* EXERCISE
Return the number of lines in which the word "screenshot" appears; add nothing else.

* DATA LISTING
:::

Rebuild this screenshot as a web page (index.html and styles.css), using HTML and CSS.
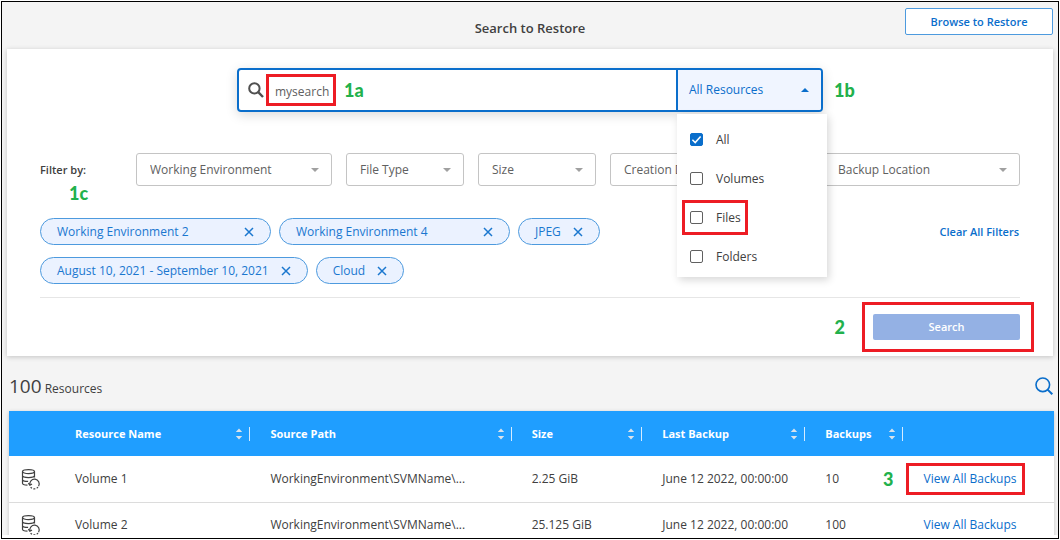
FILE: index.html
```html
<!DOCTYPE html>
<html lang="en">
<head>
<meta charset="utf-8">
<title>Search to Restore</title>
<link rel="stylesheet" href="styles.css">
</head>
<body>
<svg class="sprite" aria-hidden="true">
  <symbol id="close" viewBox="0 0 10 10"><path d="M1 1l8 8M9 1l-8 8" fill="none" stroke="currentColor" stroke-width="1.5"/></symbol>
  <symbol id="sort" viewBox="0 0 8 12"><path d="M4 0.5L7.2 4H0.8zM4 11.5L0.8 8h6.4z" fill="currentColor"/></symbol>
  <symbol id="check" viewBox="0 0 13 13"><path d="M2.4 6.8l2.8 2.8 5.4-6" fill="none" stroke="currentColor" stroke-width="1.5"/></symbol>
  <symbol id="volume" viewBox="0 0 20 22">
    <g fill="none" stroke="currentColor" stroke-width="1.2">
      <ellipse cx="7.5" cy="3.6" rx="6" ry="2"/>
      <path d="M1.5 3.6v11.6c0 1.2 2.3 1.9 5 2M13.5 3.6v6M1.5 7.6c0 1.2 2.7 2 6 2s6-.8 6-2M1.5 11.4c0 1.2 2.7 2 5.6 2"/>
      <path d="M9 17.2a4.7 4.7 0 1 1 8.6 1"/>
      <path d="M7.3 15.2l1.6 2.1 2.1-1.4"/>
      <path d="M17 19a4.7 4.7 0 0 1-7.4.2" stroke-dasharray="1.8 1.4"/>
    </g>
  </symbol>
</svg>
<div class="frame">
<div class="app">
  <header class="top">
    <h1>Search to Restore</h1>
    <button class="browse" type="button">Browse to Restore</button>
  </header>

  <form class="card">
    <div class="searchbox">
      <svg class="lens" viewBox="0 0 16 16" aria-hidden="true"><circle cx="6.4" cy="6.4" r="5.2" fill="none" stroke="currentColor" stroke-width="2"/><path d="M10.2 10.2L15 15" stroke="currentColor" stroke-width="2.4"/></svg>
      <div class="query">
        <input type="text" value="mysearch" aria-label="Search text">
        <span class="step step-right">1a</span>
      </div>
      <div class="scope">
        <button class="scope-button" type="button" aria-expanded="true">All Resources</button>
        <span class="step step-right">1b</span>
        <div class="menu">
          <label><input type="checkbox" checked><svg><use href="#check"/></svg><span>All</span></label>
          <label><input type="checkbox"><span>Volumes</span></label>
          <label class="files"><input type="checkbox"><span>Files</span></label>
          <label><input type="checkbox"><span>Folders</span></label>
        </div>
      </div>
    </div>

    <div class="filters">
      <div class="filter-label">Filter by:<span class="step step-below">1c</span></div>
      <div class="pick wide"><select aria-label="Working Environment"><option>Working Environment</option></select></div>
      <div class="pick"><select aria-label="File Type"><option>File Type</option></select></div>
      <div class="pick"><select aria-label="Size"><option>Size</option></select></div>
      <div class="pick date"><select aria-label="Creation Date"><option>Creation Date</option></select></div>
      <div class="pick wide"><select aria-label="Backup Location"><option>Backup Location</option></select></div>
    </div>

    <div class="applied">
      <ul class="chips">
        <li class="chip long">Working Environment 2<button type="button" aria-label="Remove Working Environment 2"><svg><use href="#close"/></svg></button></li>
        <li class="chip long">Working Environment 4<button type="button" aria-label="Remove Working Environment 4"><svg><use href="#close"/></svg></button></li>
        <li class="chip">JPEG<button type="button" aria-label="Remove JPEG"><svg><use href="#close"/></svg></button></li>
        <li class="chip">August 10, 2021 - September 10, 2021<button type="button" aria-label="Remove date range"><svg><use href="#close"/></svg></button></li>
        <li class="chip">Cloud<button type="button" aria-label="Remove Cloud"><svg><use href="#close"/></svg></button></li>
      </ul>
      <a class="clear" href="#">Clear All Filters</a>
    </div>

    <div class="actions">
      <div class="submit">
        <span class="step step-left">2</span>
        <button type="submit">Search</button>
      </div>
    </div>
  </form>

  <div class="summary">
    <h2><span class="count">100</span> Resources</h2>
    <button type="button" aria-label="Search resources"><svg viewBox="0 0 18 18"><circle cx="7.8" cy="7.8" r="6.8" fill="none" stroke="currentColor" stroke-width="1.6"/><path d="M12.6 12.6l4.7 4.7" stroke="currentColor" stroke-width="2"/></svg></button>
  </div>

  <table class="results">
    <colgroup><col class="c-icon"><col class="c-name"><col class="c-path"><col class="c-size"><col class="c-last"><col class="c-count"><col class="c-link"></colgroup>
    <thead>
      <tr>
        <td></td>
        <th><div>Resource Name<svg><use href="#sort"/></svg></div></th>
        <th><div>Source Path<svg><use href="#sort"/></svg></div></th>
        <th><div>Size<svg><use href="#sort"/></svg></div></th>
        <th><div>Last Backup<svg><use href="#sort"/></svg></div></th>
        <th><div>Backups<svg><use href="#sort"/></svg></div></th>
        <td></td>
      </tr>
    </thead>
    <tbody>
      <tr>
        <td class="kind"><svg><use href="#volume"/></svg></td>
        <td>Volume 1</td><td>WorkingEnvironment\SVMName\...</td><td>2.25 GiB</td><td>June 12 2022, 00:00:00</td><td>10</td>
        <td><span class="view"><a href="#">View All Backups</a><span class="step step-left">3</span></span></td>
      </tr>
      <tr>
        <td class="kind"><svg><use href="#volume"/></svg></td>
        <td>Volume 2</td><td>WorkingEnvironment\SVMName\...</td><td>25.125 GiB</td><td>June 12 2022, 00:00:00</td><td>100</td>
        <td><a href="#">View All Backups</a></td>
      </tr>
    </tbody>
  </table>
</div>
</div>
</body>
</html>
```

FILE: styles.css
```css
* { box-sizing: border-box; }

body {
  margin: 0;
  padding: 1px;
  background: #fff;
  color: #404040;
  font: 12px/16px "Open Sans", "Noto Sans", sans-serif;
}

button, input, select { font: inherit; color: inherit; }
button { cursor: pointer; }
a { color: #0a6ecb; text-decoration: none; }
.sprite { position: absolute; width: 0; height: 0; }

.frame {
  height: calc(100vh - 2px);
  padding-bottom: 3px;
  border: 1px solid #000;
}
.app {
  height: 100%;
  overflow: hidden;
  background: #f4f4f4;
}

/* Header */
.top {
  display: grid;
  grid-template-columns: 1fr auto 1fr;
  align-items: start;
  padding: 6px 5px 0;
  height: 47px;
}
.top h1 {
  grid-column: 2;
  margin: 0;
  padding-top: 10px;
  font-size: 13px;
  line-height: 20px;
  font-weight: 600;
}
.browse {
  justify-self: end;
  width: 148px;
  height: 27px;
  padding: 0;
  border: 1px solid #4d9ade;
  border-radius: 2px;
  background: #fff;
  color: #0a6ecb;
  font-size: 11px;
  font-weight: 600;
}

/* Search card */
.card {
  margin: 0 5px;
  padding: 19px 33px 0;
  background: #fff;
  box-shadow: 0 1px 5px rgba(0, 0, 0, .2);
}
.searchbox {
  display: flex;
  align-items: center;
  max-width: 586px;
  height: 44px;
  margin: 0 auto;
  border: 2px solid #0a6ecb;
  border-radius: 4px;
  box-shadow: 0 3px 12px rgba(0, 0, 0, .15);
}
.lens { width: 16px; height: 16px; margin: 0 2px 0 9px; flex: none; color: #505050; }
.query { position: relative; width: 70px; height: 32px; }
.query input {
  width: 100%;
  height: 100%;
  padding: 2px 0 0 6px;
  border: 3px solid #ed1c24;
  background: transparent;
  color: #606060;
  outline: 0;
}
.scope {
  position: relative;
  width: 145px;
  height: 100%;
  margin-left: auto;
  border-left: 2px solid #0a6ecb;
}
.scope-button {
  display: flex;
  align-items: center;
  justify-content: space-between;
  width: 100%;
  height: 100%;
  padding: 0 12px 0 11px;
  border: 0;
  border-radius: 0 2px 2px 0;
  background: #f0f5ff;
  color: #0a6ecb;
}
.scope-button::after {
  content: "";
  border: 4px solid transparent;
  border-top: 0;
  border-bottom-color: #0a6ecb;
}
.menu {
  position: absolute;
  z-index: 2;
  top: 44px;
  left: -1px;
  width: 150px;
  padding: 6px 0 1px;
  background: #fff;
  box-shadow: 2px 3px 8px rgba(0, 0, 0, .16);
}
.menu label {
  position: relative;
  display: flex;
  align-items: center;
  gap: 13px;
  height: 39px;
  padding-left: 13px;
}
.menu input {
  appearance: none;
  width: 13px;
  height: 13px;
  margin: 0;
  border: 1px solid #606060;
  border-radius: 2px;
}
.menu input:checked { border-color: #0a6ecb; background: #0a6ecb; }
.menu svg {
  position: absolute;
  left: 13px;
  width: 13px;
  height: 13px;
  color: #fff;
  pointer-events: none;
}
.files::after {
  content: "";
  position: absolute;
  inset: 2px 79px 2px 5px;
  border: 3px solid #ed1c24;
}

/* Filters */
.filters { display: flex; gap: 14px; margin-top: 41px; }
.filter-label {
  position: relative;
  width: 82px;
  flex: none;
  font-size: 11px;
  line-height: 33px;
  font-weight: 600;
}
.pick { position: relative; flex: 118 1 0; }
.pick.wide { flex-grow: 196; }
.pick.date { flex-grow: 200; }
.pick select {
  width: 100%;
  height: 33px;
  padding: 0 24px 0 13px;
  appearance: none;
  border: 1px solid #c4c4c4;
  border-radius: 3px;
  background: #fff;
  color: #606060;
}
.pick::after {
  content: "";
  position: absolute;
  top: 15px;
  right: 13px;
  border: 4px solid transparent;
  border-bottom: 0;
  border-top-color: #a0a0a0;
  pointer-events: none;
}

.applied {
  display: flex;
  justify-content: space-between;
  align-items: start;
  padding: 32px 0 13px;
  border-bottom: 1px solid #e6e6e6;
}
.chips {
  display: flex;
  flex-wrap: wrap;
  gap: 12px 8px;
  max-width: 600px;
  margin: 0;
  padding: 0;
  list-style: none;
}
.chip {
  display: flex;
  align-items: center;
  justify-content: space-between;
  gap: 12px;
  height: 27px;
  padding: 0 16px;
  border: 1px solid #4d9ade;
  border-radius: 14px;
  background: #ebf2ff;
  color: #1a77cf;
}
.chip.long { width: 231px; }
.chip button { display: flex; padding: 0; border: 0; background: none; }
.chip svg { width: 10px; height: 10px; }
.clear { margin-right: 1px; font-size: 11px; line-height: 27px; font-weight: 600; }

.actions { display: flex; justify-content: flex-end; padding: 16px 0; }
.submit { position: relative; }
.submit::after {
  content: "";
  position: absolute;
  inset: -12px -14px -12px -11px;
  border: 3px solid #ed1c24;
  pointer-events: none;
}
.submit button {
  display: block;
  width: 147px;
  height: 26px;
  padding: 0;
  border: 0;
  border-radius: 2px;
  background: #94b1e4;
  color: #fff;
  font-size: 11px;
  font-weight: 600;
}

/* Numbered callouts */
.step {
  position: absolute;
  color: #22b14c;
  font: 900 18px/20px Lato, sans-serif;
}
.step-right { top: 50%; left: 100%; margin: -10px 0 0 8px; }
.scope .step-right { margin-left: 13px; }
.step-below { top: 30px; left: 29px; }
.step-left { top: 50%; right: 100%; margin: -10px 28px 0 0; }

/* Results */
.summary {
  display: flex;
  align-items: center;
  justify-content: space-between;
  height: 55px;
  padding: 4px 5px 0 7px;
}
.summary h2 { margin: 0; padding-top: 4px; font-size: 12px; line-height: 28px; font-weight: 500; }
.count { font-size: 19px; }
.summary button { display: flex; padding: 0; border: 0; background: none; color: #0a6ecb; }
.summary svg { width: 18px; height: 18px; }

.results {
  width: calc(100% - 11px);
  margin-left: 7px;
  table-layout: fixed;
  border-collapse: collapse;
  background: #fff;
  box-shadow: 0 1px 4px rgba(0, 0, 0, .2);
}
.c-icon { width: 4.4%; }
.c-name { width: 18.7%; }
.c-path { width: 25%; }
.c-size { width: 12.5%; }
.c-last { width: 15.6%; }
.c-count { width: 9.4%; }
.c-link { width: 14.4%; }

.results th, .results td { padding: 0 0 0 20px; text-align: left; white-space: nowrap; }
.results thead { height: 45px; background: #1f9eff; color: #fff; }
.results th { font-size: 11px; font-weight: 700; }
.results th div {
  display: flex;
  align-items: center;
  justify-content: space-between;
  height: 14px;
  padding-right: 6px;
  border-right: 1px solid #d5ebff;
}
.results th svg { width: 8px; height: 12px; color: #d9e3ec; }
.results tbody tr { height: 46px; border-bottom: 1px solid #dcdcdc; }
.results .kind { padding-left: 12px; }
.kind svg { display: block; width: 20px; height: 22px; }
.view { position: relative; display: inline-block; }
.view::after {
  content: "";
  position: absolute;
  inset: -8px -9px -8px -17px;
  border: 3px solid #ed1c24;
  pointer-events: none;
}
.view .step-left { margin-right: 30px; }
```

:::

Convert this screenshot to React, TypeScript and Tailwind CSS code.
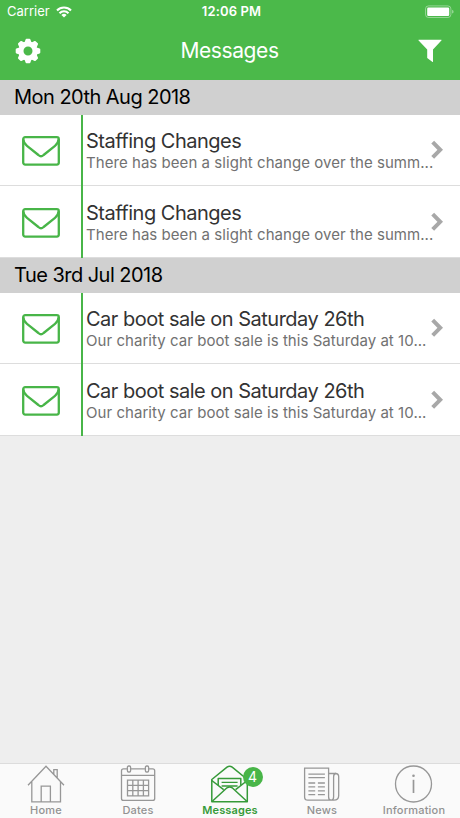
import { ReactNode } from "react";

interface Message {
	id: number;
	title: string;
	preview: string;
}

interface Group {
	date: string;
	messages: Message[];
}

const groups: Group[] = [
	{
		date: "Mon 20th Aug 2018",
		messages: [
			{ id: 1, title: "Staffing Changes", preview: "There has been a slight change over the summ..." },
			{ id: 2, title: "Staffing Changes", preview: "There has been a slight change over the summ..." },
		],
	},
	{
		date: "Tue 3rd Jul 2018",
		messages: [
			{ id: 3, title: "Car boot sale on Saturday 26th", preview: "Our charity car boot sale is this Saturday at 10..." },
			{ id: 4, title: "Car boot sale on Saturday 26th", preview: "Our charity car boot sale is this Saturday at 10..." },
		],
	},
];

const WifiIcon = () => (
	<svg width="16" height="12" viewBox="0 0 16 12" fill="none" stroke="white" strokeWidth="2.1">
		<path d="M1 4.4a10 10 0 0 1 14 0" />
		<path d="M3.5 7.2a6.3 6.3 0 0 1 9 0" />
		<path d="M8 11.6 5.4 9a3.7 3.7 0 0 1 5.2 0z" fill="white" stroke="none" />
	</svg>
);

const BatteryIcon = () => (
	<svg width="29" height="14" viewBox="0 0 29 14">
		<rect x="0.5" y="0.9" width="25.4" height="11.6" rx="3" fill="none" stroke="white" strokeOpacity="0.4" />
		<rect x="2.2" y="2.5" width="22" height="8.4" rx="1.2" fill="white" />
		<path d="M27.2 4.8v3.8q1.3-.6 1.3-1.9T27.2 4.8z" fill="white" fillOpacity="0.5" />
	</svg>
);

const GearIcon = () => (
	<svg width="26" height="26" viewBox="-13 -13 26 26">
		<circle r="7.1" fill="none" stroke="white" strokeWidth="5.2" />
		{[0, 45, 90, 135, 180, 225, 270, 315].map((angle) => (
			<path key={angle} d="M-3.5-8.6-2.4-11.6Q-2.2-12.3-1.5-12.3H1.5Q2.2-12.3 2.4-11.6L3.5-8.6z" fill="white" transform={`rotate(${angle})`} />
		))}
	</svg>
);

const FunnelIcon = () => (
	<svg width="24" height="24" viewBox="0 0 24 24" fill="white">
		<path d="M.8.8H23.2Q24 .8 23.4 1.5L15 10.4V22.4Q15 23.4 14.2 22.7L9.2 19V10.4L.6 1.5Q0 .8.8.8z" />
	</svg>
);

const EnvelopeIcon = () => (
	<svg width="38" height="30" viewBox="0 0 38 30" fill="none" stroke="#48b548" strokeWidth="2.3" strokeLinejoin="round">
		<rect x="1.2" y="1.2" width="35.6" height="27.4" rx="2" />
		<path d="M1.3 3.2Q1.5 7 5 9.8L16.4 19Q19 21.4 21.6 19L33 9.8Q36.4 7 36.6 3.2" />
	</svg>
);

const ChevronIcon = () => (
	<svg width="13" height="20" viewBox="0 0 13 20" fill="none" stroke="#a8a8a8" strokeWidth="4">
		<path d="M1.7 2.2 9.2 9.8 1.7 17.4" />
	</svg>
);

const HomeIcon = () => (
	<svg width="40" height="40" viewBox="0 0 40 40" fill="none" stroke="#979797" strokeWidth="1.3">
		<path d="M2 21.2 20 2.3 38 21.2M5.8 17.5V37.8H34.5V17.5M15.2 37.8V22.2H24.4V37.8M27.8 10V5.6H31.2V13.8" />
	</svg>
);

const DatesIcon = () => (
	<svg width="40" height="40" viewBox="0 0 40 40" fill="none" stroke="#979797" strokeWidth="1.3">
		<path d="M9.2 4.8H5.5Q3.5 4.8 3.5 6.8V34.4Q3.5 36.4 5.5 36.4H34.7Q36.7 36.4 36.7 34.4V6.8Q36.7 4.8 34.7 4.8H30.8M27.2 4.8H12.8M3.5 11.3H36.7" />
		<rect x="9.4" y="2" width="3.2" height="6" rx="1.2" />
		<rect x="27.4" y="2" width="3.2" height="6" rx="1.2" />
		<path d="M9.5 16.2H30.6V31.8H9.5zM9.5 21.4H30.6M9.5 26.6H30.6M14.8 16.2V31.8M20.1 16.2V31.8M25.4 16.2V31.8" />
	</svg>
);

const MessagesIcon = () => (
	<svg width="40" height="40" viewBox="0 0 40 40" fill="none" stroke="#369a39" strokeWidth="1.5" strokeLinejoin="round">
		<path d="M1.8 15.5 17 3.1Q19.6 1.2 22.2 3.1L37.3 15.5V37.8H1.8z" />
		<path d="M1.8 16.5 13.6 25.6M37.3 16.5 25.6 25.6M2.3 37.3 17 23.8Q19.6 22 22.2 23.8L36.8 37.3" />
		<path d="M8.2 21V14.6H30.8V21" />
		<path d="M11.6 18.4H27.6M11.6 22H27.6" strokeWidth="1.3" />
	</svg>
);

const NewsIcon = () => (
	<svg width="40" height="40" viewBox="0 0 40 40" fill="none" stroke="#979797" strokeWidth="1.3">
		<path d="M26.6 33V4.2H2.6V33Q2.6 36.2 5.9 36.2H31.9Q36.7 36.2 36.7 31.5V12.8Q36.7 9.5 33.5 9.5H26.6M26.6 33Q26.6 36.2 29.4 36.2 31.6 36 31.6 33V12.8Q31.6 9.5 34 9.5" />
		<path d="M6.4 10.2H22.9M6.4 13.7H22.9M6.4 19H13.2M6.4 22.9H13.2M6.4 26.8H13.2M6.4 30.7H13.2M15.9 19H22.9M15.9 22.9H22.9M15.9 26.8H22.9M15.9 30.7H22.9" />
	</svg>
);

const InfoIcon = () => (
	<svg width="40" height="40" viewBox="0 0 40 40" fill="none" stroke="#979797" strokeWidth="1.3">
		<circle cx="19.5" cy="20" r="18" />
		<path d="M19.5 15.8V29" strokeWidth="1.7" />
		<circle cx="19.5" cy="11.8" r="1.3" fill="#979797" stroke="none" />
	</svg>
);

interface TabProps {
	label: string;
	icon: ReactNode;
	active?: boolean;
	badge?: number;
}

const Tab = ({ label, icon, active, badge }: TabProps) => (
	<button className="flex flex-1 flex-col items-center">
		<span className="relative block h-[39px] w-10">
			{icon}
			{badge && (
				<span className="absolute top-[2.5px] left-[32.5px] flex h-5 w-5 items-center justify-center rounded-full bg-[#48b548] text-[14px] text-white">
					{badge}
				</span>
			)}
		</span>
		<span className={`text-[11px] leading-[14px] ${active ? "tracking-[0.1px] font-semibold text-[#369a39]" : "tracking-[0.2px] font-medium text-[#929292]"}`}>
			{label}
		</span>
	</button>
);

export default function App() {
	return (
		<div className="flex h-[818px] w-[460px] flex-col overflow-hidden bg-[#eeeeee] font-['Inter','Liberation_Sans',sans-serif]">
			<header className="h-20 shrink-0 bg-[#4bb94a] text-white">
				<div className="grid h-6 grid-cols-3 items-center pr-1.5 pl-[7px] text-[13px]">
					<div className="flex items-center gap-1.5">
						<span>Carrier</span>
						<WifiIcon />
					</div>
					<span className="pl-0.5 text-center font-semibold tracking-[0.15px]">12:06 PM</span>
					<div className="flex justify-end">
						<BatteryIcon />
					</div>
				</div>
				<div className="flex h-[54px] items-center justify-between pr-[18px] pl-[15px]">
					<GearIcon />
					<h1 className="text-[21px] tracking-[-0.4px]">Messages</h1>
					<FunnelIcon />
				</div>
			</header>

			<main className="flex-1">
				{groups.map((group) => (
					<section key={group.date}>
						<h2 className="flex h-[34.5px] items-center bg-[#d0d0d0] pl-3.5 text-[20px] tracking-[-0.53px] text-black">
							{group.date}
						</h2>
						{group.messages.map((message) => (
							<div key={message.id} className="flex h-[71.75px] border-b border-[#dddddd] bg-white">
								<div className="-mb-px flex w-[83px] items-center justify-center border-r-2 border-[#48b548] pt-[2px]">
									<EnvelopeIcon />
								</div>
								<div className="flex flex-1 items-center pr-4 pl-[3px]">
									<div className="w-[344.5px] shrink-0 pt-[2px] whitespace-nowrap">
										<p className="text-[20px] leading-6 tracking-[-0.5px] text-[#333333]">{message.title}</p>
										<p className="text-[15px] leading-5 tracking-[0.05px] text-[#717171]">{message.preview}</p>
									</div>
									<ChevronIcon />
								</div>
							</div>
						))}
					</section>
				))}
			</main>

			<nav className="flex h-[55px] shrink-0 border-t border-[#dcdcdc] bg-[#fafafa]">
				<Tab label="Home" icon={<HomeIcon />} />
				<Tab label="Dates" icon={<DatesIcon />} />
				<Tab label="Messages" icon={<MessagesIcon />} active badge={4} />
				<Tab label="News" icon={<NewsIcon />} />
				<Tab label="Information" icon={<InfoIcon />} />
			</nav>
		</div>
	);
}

:::

* RESPONSE TO THE EXERCISE
2